And so in the night-adventure of the Tenth Book, when Ulysses drags away the bodies of those Thracians whom Diomed has slain, it is to make a clear path for the horses of Rhesus which were to be carried off, that they may not take fright from treading on corpses[773];

νεκροῖς ἀμβαίνοντες· ἀήθεσσον γὰρ ἔτ’ αὐτῶν.

Throughout the chariot-race, in the Twenty-third Book, we find them uppermost in the Poet’s mind, though the drivers, being his prime heroes, are not wholly forgotten.

Even as to colour, of which Homer’s perceptions appear to have been so vague, it may be remarked, that he employs it somewhat more freely with reference to horses, than to other objects having definite form or powers of locomotion.
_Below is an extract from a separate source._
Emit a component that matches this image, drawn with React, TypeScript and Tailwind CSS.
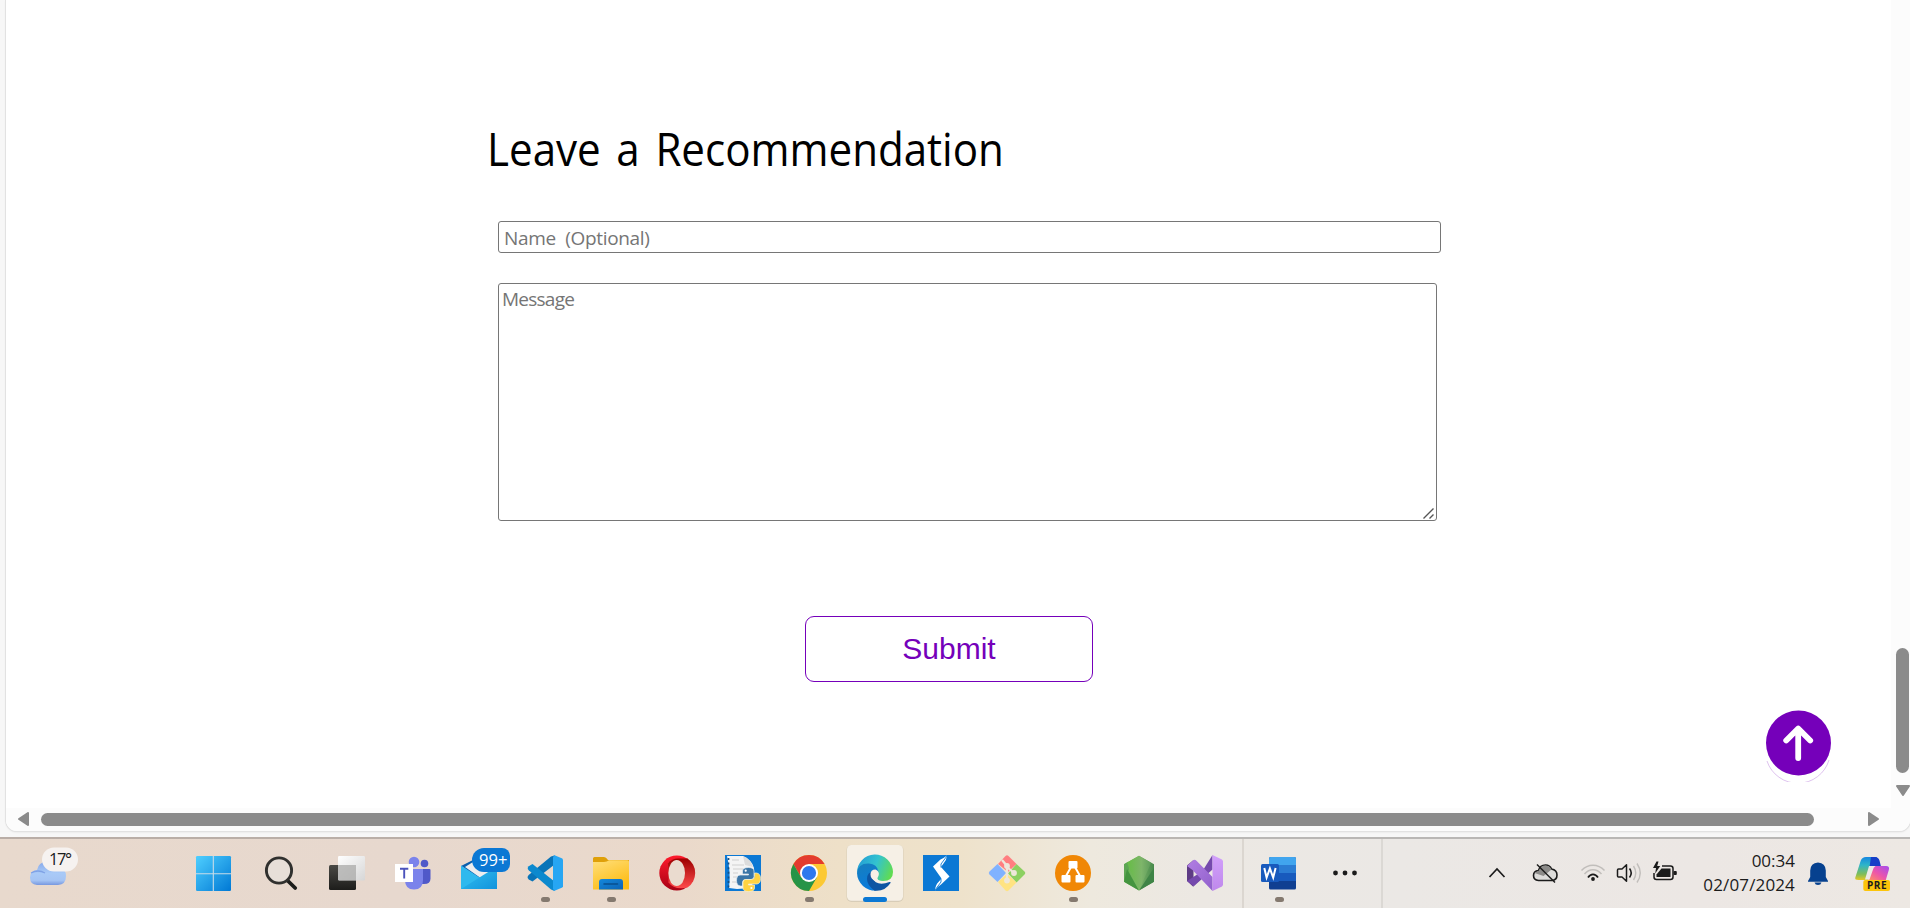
import type { ReactNode } from "react";

type Mark = "none" | "dot" | "bar";

function Cell({ x, mark = "none", active = false, children }: { x: number; mark?: Mark; active?: boolean; children: ReactNode }) {
  return (
    <svg className="h-[69px] w-[66px] shrink-0" viewBox={`${x} 839 66 69`}>
      {active && <rect x={x + 6.5} y="845" width="57" height="57" rx="5" fill="#d8cdb8" />}
      {active && <rect x={x + 7} y="845" width="56" height="55.800" rx="4.500" fill="#f6f0e6" />}
      {children}
      {mark === "dot" && <rect x={x + 31} y="897" width="9" height="5" rx="2.500" fill="#84796f" />}
      {mark === "bar" && <rect x={x + 23} y="897" width="24" height="5" rx="2.500" fill="#0b78d4" />}
    </svg>
  );
}

function Defs() {
  return (
    <svg className="absolute h-0 w-0">
      <defs>
        <linearGradient id="win" x1="0" y1="0" x2="1" y2="1" gradientUnits="objectBoundingBox"><stop stopColor="#4fcfff" /><stop offset="1" stopColor="#0078d4" /></linearGradient>
        <linearGradient id="tvd" x1="0" y1="0" x2="0" y2="1"><stop stopColor="#4a4945" /><stop offset="1" stopColor="#1d1d1b" /></linearGradient>
        <linearGradient id="tvl" x1="0" y1="0" x2="1" y2="1"><stop stopColor="#ffffff" /><stop offset="1" stopColor="#d6d6d6" /></linearGradient>
        <linearGradient id="cloud" x1="0" y1="0" x2="0" y2="1"><stop stopColor="#86a8ea" /><stop offset=".5" stopColor="#a9caf7" /><stop offset=".8" stopColor="#a5c4f4" /><stop offset="1" stopColor="#7798df" /></linearGradient>
        <linearGradient id="mail" x1="0" y1="0" x2="1" y2="1"><stop stopColor="#36c3f2" /><stop offset="1" stopColor="#1193dc" /></linearGradient>
        <linearGradient id="fold" x1="0" y1="0" x2="0.5" y2="1"><stop stopColor="#ffdf7b" /><stop offset="1" stopColor="#fdbd16" /></linearGradient>
        <linearGradient id="fblue" x1="0" y1="0" x2="1" y2="1"><stop stopColor="#1488dc" /><stop offset="1" stopColor="#0d63b4" /></linearGradient>
        <linearGradient id="opo" x1="0" y1="0" x2="0" y2="1"><stop stopColor="#ff1b2d" /><stop offset="1" stopColor="#a70014" /></linearGradient>
        <linearGradient id="opi" x1="0" y1="0" x2="0" y2="1"><stop stopColor="#9c0000" /><stop offset="1" stopColor="#ff4b4b" /></linearGradient>
        <linearGradient id="edt" x1="0" y1=".3" x2="1" y2=".6"><stop stopColor="#249ed5" /><stop offset=".5" stopColor="#33c3cf" /><stop offset="1" stopColor="#61dc50" /></linearGradient>
        <linearGradient id="edl" x1="0" y1="0" x2="0.3" y2="1"><stop stopColor="#177fbd" /><stop offset="1" stopColor="#0a7bdb" /></linearGradient>
        <linearGradient id="nod" x1="0" y1="0" x2="1" y2="0"><stop stopColor="#64b849" /><stop offset=".5" stopColor="#7eb56a" /><stop offset="1" stopColor="#47894b" /></linearGradient>
        <linearGradient id="nodm" x1="0" y1="0" x2="1" y2="0"><stop stopColor="#66bd45" /><stop offset=".6" stopColor="#7eb56a" /><stop offset="1" stopColor="#5f9c5b" /></linearGradient>
        <linearGradient id="vs" x1="0" y1="0" x2="0" y2="1"><stop stopColor="#d2a0fb" /><stop offset="1" stopColor="#bf88ec" /></linearGradient>
        <linearGradient id="vsx" x1="0" y1="0" x2="1" y2="1"><stop stopColor="#b17ee3" /><stop offset="1" stopColor="#9160cb" /></linearGradient>
        <linearGradient id="copa" x1="0" y1="0" x2="0" y2="1"><stop stopColor="#1687e0" /><stop offset=".35" stopColor="#2eb5c9" /><stop offset=".75" stopColor="#80bd58" /><stop offset="1" stopColor="#e6c725" /></linearGradient>
        <linearGradient id="copb" x1="1" y1="0" x2="0" y2="1"><stop stopColor="#a34cf0" /><stop offset=".55" stopColor="#ed55a9" /><stop offset="1" stopColor="#ff9061" /></linearGradient>
      </defs>
    </svg>
  );
}

function Weather() {
  return (
    <svg className="h-[69px] w-[180px] shrink-0" viewBox="0 839 180 69">
      <path d="M37 885q-7-.5-7-7.500t7-7.500q1.500-8 9.500-8.500 7 0 10 6.500 9.500-.5 9.500 8t-8 9z" fill="url(#cloud)" />
      <path d="M31 873q7-4 14 0" fill="none" stroke="#7fa2e6" strokeWidth="1.300" />
      <rect x="42" y="847.500" width="36" height="24" rx="12" fill="#f6f2f0" />
      <text x="49" y="865" fontSize="16.500" textLength="23" className="font-['Open_Sans',sans-serif]" fill="#1b1b1b">17°</text>
    </svg>
  );
}

function TaskbarApps() {
  return (
    <>
      <Cell x={180}>
        <rect x="196" y="856" width="35" height="35" rx="1.200" fill="url(#win)" />
        <path d="M213.300 856v35M196 873.800h35" stroke="#c8dce8" strokeWidth="1.100" />
      </Cell>
      <Cell x={246}>
        <path d="M287.500 880.500l7.700 7.500" stroke="#1d1d1b" strokeWidth="3.800" strokeLinecap="round" />
        <circle cx="279" cy="870.500" r="12.600" fill="#e7dfd8" stroke="#30302e" strokeWidth="2.900" />
      </Cell>
      <Cell x={312}>
        <rect x="329" y="865" width="27" height="25" rx="1.500" fill="url(#tvd)" />
        <rect x="338" y="856" width="27" height="24.500" rx="1.200" fill="url(#tvl)" />
        <rect x="338" y="865" width="18" height="15" fill="#a9a9a8" opacity=".75" />
      </Cell>
      <Cell x={378}>
        <circle cx="424.500" cy="863.500" r="3.800" fill="#5059c9" />
        <path d="M422 869h7.500q1 0 1 1v8.500q0 5.500-6.500 5.500h-2z" fill="#5059c9" />
        <circle cx="414" cy="862" r="5.300" fill="#7b83eb" />
        <path d="M405 869h18v11q0 9.500-9 9.500t-9-9.500z" fill="#7b83eb" />
        <rect x="395" y="864" width="18" height="18" fill="#fff" />
        <path d="M400 868.800h8.300M404.200 868v10.500" stroke="#4b53bc" strokeWidth="1.900" />
      </Cell>
      <Cell x={444}>
        <path d="M461 866l14-7h16l6 7-18 12z" fill="#0b5fae" />
        <path d="M465 867l8-5 22 4v6l-13 7z" fill="#ededee" />
        <path d="M461 865.500l36 23.500h-36z" fill="#2fb9ee" />
        <path d="M497 866.500v22.500h-36z" fill="url(#mail)" />
        <rect x="472" y="848" width="38" height="24" rx="12" fill="#0b78d4" />
        <rect x="490" y="848" width="20" height="24" rx="8" fill="#0b78d4" />
        <text x="479" y="866" fontSize="16.500" textLength="28.500" className="font-['Open_Sans',sans-serif]" fill="#fff">99+</text>
      </Cell>
      <Cell x={510} mark="dot">
        <path d="M554 865l-21.500 16.500-3.800-2.100q-2.300-2 0-4.300L551 856.500l3.500-1z" fill="#0974b8" />
        <path d="M554.500 881.500L532.500 864l-3.800 2.200q-2 2 0 4L551 889.500l3.500 1.500z" fill="#0c89ce" />
        <path d="M554 855l8.300 3.500.7 1.200v26.600l-.7 1.200L554 891l-1-2.500v-31z" fill="#27a6f3" />
      </Cell>
      <Cell x={576} mark="dot">
        <path d="M593 858.500q0-1.500 1.500-1.500h9.500q2 0 4 3h21v5h-36z" fill="#dfa009" />
        <path d="M593 862h11q3 0 5-1.700h18.500q1.500 0 1.500 1.500v27.700h-36z" fill="url(#fold)" />
        <path d="M599 889.500v-7.500q0-3 3-3h18q3 0 3 3v7.500z" fill="url(#fblue)" />
        <path d="M604 884h13.500" stroke="#084f8f" strokeWidth="1.500" strokeLinecap="round" />
      </Cell>
      <Cell x={642}>
        <ellipse cx="676.800" cy="873" rx="17.500" ry="17.500" fill="url(#opo)" />
        <path d="M668 863.500q4-5 10-5 5 0 9.500 0a17.500 17.500 0 010 29q-13 3-19-5z" fill="url(#opi)" />
        <ellipse cx="676.700" cy="873" rx="8.300" ry="13" fill="#eadbcf" />
      </Cell>
      <Cell x={708}>
        <path d="M725 855h36v36h-36z" fill="#0b78d4" />
        <path d="M727 856h16q9 4 11 12l-2 20-15 1-8-1q2-16-2-32z" fill="#f4f4f4" />
        <path d="M728.500 858v31" stroke="#174f82" strokeWidth="1.700" strokeDasharray="2 2.600" />
        <path d="M732 860h7M732 865h12M733 869h10M733 873h5M733 877h5M732 882h5" stroke="#c8c8c8" strokeWidth=".8" />
        <path d="M743 856l2 9 8 2q-2-8-10-11z" fill="#dcdcdc" />
        <path d="M748.500 867.500q-6 0-6 3.500v3h6v1h-8.500q-3.500.5-3.500 5.500t4 5.500h2v-3.500q0-3 3.500-3h5.500q2.500 0 2.500-3v-5.500q0-3.500-5.500-3.500z" fill="#3a75a7" stroke="#e7edf2" strokeWidth=".7" />
        <path d="M748.500 891.500q6 0 6-3.500v-3h-6v-1h8.500q3.500-.5 3.500-5.500t-4-5.500h-2v3.500q0 3-3.500 3h-5.500q-2.500 0-2.500 3v5.500q0 3.500 5.500 3.500z" fill="#ffd342" stroke="#f7f1d5" strokeWidth=".7" />
        <circle cx="745.700" cy="870.700" r="1.100" fill="#fff" /><circle cx="751.400" cy="888" r="1.100" fill="#fff" />
      </Cell>
      <Cell x={774} mark="dot">
        <circle cx="809" cy="873" r="18" fill="#fcc934" />
        <path d="M793.400 864a18 18 0 0131.200 0H809l-7.800 13.500z" fill="#e33b2e" />
        <path d="M793.400 864a18 18 0 0015.600 27l7.800-13.500h-15.600z" fill="#269447" />
        <circle cx="809" cy="873" r="9" fill="#fff" />
        <circle cx="809" cy="873" r="7.100" fill="#2e78ee" />
      </Cell>
      <Cell x={840} mark="bar" active>
        <path d="M857 873a18 18 0 0136-1q0 9-10 9-6 0-6-2.500l1.500-4.500q0-6-8-9.500-8-1-13.500 8.500z" fill="url(#edt)" />
        <path d="M857 873q1-10 12-9.500 8 .5 9.500 8-8-1-8 5.500 0 8 6 13.500a18 18 0 01-19.500-17.500z" fill="url(#edl)" />
        <path d="M874 871q-7 1-7 8 0 6 7.500 11.700 10 1.300 16-7.700.5-1.500-1-1-13 5-17.500-4.500-.8-3.500 2-6.500z" fill="#0d55a3" />
        <path d="M875.500 869.500q-5 0-5 5t6 7q7 2 13.500-.5-6 1.500-11-.5-3-1.800-.5-4.500 1.200-5-3-6.500z" fill="#f6f0e6" />
      </Cell>
      <Cell x={906}>
        <path d="M923 855h36v36h-36z" fill="#0b78d4" />
        <path d="M933 866.500l7.500-7q3.500-1.500 6.500-4-.5 5-3.500 8l-2.500 3.500 8.500 9.500-8.500 8q-3.500 2-6 6 .5-6 3.500-8.500l3-3.500z" fill="#fff" />
        <path d="M947 856l-6 8v3.500M935 890l6-8v-3" stroke="#0b78d4" strokeWidth=".9" fill="none" />
      </Cell>
      <Cell x={972}>
        <path d="M998 864l7.500-8q1.500-1.500 3 0l8 8-8.500 8z" fill="#ff7e80" />
        <path d="M1016.500 864l8 7.500q1.500 1.500 0 3l-8 8-8.500-9z" fill="#8cd061" />
        <path d="M998 882l9-8 9.500 8.500-8 8q-1.500 1.500-3 0z" fill="#ffe382" />
        <path d="M997.500 864l8.500 9-8.500 9-8-7.500q-1.500-1.500 0-3z" fill="#80b2ff" />
        <path d="M1002 860l5 6v15M1007 867l7 6" stroke="#eee7da" strokeWidth="2.300" fill="none" />
        <circle cx="1007" cy="866" r="2.900" fill="#eee7da" /><circle cx="1014" cy="873" r="2.900" fill="#eee7da" /><circle cx="1007" cy="880.500" r="2.900" fill="#eee7da" />
      </Cell>
      <Cell x={1038} mark="dot">
        <circle cx="1073" cy="873" r="18" fill="#f08705" />
        <path d="M1071 867l-5 9M1075 867l5 9" stroke="#fff" strokeWidth="2" />
        <rect x="1068.500" y="861" width="9" height="7.500" rx="1" fill="#fff" /><rect x="1061.500" y="875" width="9" height="7.500" rx="1" fill="#fff" /><rect x="1075.500" y="875" width="9" height="7.500" rx="1" fill="#fff" />
      </Cell>
      <Cell x={1104}>
        <path d="M1139 855.700l15 8.500v17.500l-15 8.700-15-8.700v-17.500z" fill="url(#nod)" />
        <path d="M1124 864.200l4-2.500 1 8-5 12z" fill="#5da553" />
        <path d="M1127 869l12 21.400-15-8.700z" fill="#44943f" />
        <path d="M1154 868v13.700l-15 8.700z" fill="#3f8446" />
        <path d="M1127 862.500l12-6.800 12 7-12 27.700z" fill="url(#nodm)" />
      </Cell>
      <Cell x={1170}>
        <path d="M1187 865.500l6.500-5.500v27l-6.500-6z" fill="#5e3b85" />
        <path d="M1193.500 885.500l19-30.500v14.500l-18.500 16.500z" fill="#7549ad" />
        <path d="M1187 881l6.500 5 10-9-4-4z" fill="#7549ad" />
        <path d="M1187 866l6.500-6q1.500-.7 3 .7L1212.500 877v14l-20-21z" fill="url(#vsx)" />
        <path d="M1212.500 855l9.500 4.500 1 1.500v24l-1 1.500-9.500 4.500z" fill="url(#vs)" />
      </Cell>
    </>
  );
}

function WordAndMore() {
  return (
    <>
      <div className="ml-[6px] h-[69px] w-[2px] shrink-0 bg-[#dbd6d0]" />
      <Cell x={1244} mark="dot">
        <rect x="1269" y="857" width="27" height="32.500" rx="1.500" fill="#103f91" />
        <path d="M1269 865h27v16h-27z" fill="#185abd" />
        <path d="M1269 865h27v8h-27z" fill="#2b7cd3" />
        <path d="M1270.500 857h24q1.500 0 1.500 1.500v6.500h-27v-6.500q0-1.500 1.500-1.500z" fill="#41a5ee" />
        <rect x="1261" y="864" width="18" height="18" rx="1.500" fill="#185abd" />
        <path d="M1264.300 868l2.300 9.500 3.300-9 3.300 9 2.400-9.500" fill="none" stroke="#fff" strokeWidth="2" />
      </Cell>
      <Cell x={1310}>
        <circle cx="1335.500" cy="873" r="2.400" fill="#1b1b1b" /><circle cx="1345" cy="873" r="2.400" fill="#1b1b1b" /><circle cx="1354.500" cy="873" r="2.400" fill="#1b1b1b" />
      </Cell>
      <div className="ml-[5px] h-[69px] w-[2px] shrink-0 bg-[#dbd8d4]" />
    </>
  );
}

function Tray() {
  return (
    <svg className="h-[69px] w-[230px] shrink-0" viewBox="1460 839 230 69" fill="none" stroke="#1b1b1b">
      <path d="M1489.500 877l7.500-8 7.500 8" strokeWidth="1.700" />
      <path d="M1538.500 880.500q-5-.5-5-5t5-5q1.500-5.500 7-5.500 4.500 0 6 4 5.500 1 5.500 6t-5 5.500z" fill="#dddcda" strokeWidth="1.600" />
      <path d="M1539 870.500q1.500-5 6.500-5 4 0 6 4l-8 6.500-9-3z" fill="#8c8b89" stroke="none" />
      <path d="M1537 864.500l18 18" strokeWidth="1.500" />
      <path d="M1581.500 870.500q5-5.300 11.500-5.300t11.500 5.300M1584.500 874q3.800-4.200 8.500-4.200t8.500 4.200" stroke="#c1bebb" strokeWidth="1.500" />
      <path d="M1588 877.500q2-3.200 5-3.200t5 3.200" strokeWidth="1.700" />
      <circle cx="1593" cy="879" r="1.900" fill="#1b1b1b" stroke="none" />
      <path d="M1617.500 870q0-1 1-1h3.500l4.500-4.200v16.400l-4.500-4.200h-3.500q-1 0-1-1z" strokeWidth="1.500" strokeLinejoin="round" />
      <path d="M1629.500 868.500q3.500 4.500 0 9" strokeWidth="1.600" />
      <path d="M1633.500 866q4.500 7 0 14M1637 863.500q6.500 9.500 0 19" stroke="#c1bebb" strokeWidth="1.400" />
      <path d="M1662 866h8.500q2.500 0 2.500 2.500v8.500q0 2.500-2.500 2.500h-14q-2.500 0-2.500-2.500v-4" strokeWidth="1.500" />
      <path d="M1661.500 868.500h9v8.500h-14v-2.500z" fill="#1b1b1b" stroke="none" />
      <rect x="1673.500" y="871" width="3.300" height="4" rx="1" fill="#1b1b1b" stroke="none" />
      <path d="M1656.500 861.500l-3.500 6.500h3l-.8 5.500 5-7.500h-3l1.300-4.500z" fill="#1b1b1b" stroke="none" />
    </svg>
  );
}

function Notifications() {
  return (
    <svg className="h-[69px] w-[115px] shrink-0" viewBox="1795 839 115 69">
      <path d="M1818 862.500q7.500.5 7.800 8v6.500l2.200 4v.7h-20v-.7l2.200-4v-6.500q.3-7.500 7.800-8z" fill="#06418f" />
      <path d="M1814.500 882.500h7q-.8 2.500-3.500 2.500t-3.500-2.500z" fill="#06418f" />
      <path d="M1855.300 877.500l5.500-17q1.300-3.500 5.200-3.500h11l-5 10-4 13h-9.500q-4 0-3.200-2.500z" fill="url(#copa)" />
      <path d="M1871 857h4q3.500 0 4.500 3.500l1.500 6h-6.500l-5 .5z" fill="#153ec8" />
      <path d="M1874 866h12q4 0 2.800 4l-3 10h-17.500l4-11q.7-3 1.700-3z" fill="url(#copb)" />
      <path d="M1869 866h6.500q-2 1-3 5l-3 8.500h-4.500z" fill="#ece9e6" />
      <rect x="1863.300" y="880" width="26.700" height="11" rx="2" fill="#fcc50b" />
      <text x="1867" y="889" fontSize="10" fontWeight="700" textLength="19.500" className="font-['Open_Sans',sans-serif]" fill="#1b1b1b">PRE</text>
    </svg>
  );
}

function ScrollBarBottom() {
  return (
    <div className="flex h-[23px] items-center bg-[#fcfcfc] pb-px pl-[12px]">
      <svg className="h-[14px] w-[11px]" viewBox="0 0 11 14"><path d="M10 1v12L1 7z" fill="#8b8b8b" stroke="#8b8b8b" strokeWidth="2" strokeLinejoin="round" /></svg>
      <div className="ml-[12px] h-[13px] w-[1773px] rounded-full bg-[#8b8b8b]" />
      <svg className="ml-[54px] h-[14px] w-[11px]" viewBox="0 0 11 14"><path d="M1 1v12l9-6z" fill="#8b8b8b" stroke="#8b8b8b" strokeWidth="2" strokeLinejoin="round" /></svg>
    </div>
  );
}

export default function App() {
  return (
    <div className="relative flex h-[908px] w-full flex-col overflow-hidden bg-[#f7f7f7]">
      <Defs />
      <div className="flex h-[837px] shrink-0 flex-col pl-[6px]">
        <div className="flex h-[831px] flex-col overflow-hidden rounded-b-[11px] bg-white shadow-[0_0_0_1px_#e2e2e2,0_1px_2px_#d8d8d8]">
          <div className="flex h-[808px] shrink-0">
            <main className="w-[1885px] shrink-0 pl-[481px]">
              <h1 className="mt-[117px] h-[64px] origin-left scale-x-[0.94] whitespace-nowrap font-['Open_Sans',sans-serif] text-[44.8px] font-[450] leading-[64px] text-black [word-spacing:5px]">Leave a Recommendation</h1>
              <form className="flex flex-col pl-[11px]" onSubmit={(e) => e.preventDefault()}>
                <input className="mt-[40px] h-[32px] w-[943px] rounded-[3px] border border-[#767676] bg-white px-[5px] pt-[1px] font-['Open_Sans',sans-serif] text-[19px] font-medium tracking-[-0.35px] outline-none [word-spacing:5px] placeholder:text-[#757575]" placeholder="Name (Optional)" />
                <div className="relative mt-[30px] h-[238px] w-[939px]">
                  <textarea className="block h-full w-full resize-none rounded-[3px] border border-[#767676] bg-white px-[3px] py-[2px] font-['Open_Sans',sans-serif] text-[19px] font-medium leading-[26px] tracking-[-0.75px] outline-none placeholder:text-[#757575]" placeholder="Message" />
                  <svg className="absolute bottom-[2px] right-[3px] h-[11px] w-[11px]" viewBox="0 0 11 11"><path d="M.5 10.500l10-10M6.500 10.500l4-4" stroke="#555" strokeWidth="1.400" /></svg>
                </div>
                <button className="ml-[307px] mt-[95px] h-[66px] w-[288px] rounded-[9px] border border-[#7500ba] bg-white pb-[2px] font-['Liberation_Sans',sans-serif] text-[30px] text-[#7500ba]">Submit</button>
              </form>
            </main>
            <div className="flex flex-col items-start bg-[#fcfcfc] pl-[4.5px] pt-[648px]">
              <div className="ml-[0.5px] h-[125px] w-[13px] rounded-full bg-[#8b8b8b]" />
              <svg className="mt-[12px] h-[11px] w-[14px]" viewBox="0 0 14 11"><path d="M1 1h12L7 10z" fill="#8b8b8b" stroke="#8b8b8b" strokeWidth="2" strokeLinejoin="round" /></svg>
            </div>
          </div>
          <ScrollBarBottom />
        </div>
      </div>
      <div className="h-[2px] shrink-0 bg-[linear-gradient(90deg,#b9ada6,#bbb1a9_50%,#b9b7b5_65%)]" />
      <div className="flex h-[69px] shrink-0 bg-[linear-gradient(90deg,#e8d9cd_0px,#e7d8ce_400px,#ead9cb_680px,#eee0c8_840px,#eee2cb_960px,#eee9de_1090px,#ece8e3_1200px,#ebe8e5_1400px,#ece7e4_1700px,#ede8e3_1910px)]">
        <Weather />
        <TaskbarApps />
        <WordAndMore />
        <div className="w-[77px] shrink-0" />
        <Tray />
        <div className="w-[105px] shrink-0 pt-[10px] text-right font-['Open_Sans',sans-serif] text-[17px] leading-[24px] text-[#1b1b1b]">
          <div>00:34</div>
          <div className="-ml-2 tracking-[0.15px]">02/07/2024</div>
        </div>
        <Notifications />
      </div>
      <a className="absolute left-[1766px] top-[710px] h-[72px] w-[66px]" href="#top" aria-label="Back to top">
        <svg className="h-[72px] w-[66px]" viewBox="0 0 66 72">
          <path d="M1 54a32.500 32.500 0 0062-1" fill="none" stroke="#c79be2" strokeWidth=".6" transform="translate(0 -3)" />
          <circle cx="32.500" cy="33" r="32.500" fill="#7500ba" />
          <path d="M32.500 49V20M20.500 31.500l12-12 12 12" stroke="#fff" strokeWidth="5.800" strokeLinecap="round" strokeLinejoin="round" fill="none" transform="translate(-.3 -1)" />
        </svg>
      </a>
    </div>
  );
}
But his liveliest conceptions of them are with respect to motion, form, and feelings: and I suppose there is no poem like the Iliad for characteristic touches in respect to any of the three.

Beauty in inanimate nature.

It has been much debated whether the ancients generally, and whether Homer in particular, had any distinct idea of beauty in landscape.

It may be admitted, even in respect to Homer, that his similes, to which one would naturally look for proof, less commonly refer to the eye than to other faculties. They commonly turn upon sound, motion, force, or multitude: rarely, in comparison, upon colour, or even upon form; still more rarely upon colour or form in such combinations as to constitute what we call the picturesque.

It seems to me, that we may draw the best materials of a demonstration in this case from comparing his descriptions of the form of scenery by means of the outlines of countries, with his use of other epithets which he employs to denote beauty.

The country of Lacedæmon was mountainous, and it is hence termed by Homer in the Odyssey and in the Catalogue, κοιλή. (Il. ii. 581, Od. iv. 1.)